### TASK STATEMENT
Reproduce the data below in full and exclude every picture.

____________

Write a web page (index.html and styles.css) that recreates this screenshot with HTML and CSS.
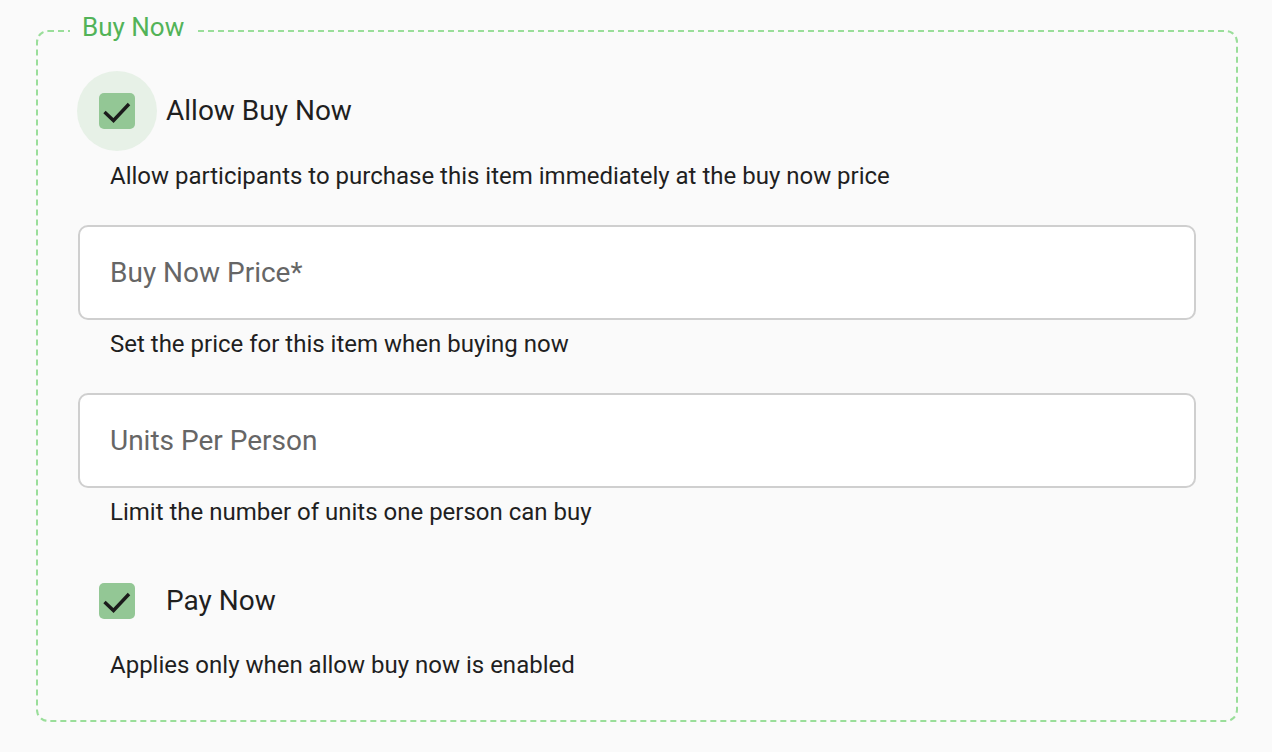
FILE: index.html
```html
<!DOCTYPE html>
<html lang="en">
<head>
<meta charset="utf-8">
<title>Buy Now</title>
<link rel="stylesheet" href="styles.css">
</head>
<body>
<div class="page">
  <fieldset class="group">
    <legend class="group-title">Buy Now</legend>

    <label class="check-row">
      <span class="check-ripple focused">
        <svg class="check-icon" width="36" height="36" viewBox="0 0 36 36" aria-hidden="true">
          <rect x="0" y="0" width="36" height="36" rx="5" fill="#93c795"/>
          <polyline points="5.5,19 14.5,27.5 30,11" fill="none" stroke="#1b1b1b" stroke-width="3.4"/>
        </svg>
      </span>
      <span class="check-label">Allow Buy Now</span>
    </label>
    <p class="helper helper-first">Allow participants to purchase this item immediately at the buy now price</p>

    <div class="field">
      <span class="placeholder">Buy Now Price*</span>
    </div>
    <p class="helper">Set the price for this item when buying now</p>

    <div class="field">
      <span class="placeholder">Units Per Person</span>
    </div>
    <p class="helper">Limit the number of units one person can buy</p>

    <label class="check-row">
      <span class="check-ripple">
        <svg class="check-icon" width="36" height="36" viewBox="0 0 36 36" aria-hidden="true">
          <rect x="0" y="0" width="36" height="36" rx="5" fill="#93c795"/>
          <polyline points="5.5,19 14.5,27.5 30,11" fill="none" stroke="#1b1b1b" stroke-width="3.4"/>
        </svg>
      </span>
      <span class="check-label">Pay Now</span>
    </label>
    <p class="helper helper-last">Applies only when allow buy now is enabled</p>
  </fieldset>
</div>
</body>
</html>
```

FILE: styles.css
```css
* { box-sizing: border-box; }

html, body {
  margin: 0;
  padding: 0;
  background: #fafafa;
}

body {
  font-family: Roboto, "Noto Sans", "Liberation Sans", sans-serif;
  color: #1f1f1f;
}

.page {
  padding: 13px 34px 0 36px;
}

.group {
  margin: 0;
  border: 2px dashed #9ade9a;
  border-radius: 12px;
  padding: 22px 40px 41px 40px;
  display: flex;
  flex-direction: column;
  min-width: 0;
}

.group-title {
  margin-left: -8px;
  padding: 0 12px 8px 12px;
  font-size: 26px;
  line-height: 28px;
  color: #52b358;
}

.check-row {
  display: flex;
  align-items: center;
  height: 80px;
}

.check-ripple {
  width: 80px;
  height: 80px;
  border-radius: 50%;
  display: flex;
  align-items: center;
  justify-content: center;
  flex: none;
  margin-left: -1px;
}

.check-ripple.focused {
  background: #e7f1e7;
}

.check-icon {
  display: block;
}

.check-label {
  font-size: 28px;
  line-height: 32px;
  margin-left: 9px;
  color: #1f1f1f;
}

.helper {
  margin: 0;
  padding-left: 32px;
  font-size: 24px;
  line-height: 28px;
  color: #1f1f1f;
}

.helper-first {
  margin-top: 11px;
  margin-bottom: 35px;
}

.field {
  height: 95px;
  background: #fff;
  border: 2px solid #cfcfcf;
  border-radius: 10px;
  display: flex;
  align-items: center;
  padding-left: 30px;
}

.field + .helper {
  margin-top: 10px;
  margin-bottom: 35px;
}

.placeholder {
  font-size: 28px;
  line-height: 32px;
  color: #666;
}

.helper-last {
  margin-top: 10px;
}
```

____________

### EXERCISE SOLUTION
Write a web page (index.html and styles.css) that recreates this screenshot with HTML and CSS.
FILE: index.html
```html
<!DOCTYPE html>
<html lang="en">
<head>
<meta charset="utf-8">
<title>Buy Now</title>
<link rel="stylesheet" href="styles.css">
</head>
<body>
<div class="page">
  <fieldset class="group">
    <legend class="group-title">Buy Now</legend>

    <label class="check-row">
      <span class="check-ripple focused">
        <svg class="check-icon" width="36" height="36" viewBox="0 0 36 36" aria-hidden="true">
          <rect x="0" y="0" width="36" height="36" rx="5" fill="#93c795"/>
          <polyline points="5.5,19 14.5,27.5 30,11" fill="none" stroke="#1b1b1b" stroke-width="3.4"/>
        </svg>
      </span>
      <span class="check-label">Allow Buy Now</span>
    </label>
    <p class="helper helper-first">Allow participants to purchase this item immediately at the buy now price</p>

    <div class="field">
      <span class="placeholder">Buy Now Price*</span>
    </div>
    <p class="helper">Set the price for this item when buying now</p>

    <div class="field">
      <span class="placeholder">Units Per Person</span>
    </div>
    <p class="helper">Limit the number of units one person can buy</p>

    <label class="check-row">
      <span class="check-ripple">
        <svg class="check-icon" width="36" height="36" viewBox="0 0 36 36" aria-hidden="true">
          <rect x="0" y="0" width="36" height="36" rx="5" fill="#93c795"/>
          <polyline points="5.5,19 14.5,27.5 30,11" fill="none" stroke="#1b1b1b" stroke-width="3.4"/>
        </svg>
      </span>
      <span class="check-label">Pay Now</span>
    </label>
    <p class="helper helper-last">Applies only when allow buy now is enabled</p>
  </fieldset>
</div>
</body>
</html>
```

FILE: styles.css
```css
* { box-sizing: border-box; }

html, body {
  margin: 0;
  padding: 0;
  background: #fafafa;
}

body {
  font-family: Roboto, "Noto Sans", "Liberation Sans", sans-serif;
  color: #1f1f1f;
}

.page {
  padding: 13px 34px 0 36px;
}

.group {
  margin: 0;
  border: 2px dashed #9ade9a;
  border-radius: 12px;
  padding: 22px 40px 41px 40px;
  display: flex;
  flex-direction: column;
  min-width: 0;
}

.group-title {
  margin-left: -8px;
  padding: 0 12px 8px 12px;
  font-size: 26px;
  line-height: 28px;
  color: #52b358;
}

.check-row {
  display: flex;
  align-items: center;
  height: 80px;
}

.check-ripple {
  width: 80px;
  height: 80px;
  border-radius: 50%;
  display: flex;
  align-items: center;
  justify-content: center;
  flex: none;
  margin-left: -1px;
}

.check-ripple.focused {
  background: #e7f1e7;
}

.check-icon {
  display: block;
}

.check-label {
  font-size: 28px;
  line-height: 32px;
  margin-left: 9px;
  color: #1f1f1f;
}

.helper {
  margin: 0;
  padding-left: 32px;
  font-size: 24px;
  line-height: 28px;
  color: #1f1f1f;
}

.helper-first {
  margin-top: 11px;
  margin-bottom: 35px;
}

.field {
  height: 95px;
  background: #fff;
  border: 2px solid #cfcfcf;
  border-radius: 10px;
  display: flex;
  align-items: center;
  padding-left: 30px;
}

.field + .helper {
  margin-top: 10px;
  margin-bottom: 35px;
}

.placeholder {
  font-size: 28px;
  line-height: 32px;
  color: #666;
}

.helper-last {
  margin-top: 10px;
}
```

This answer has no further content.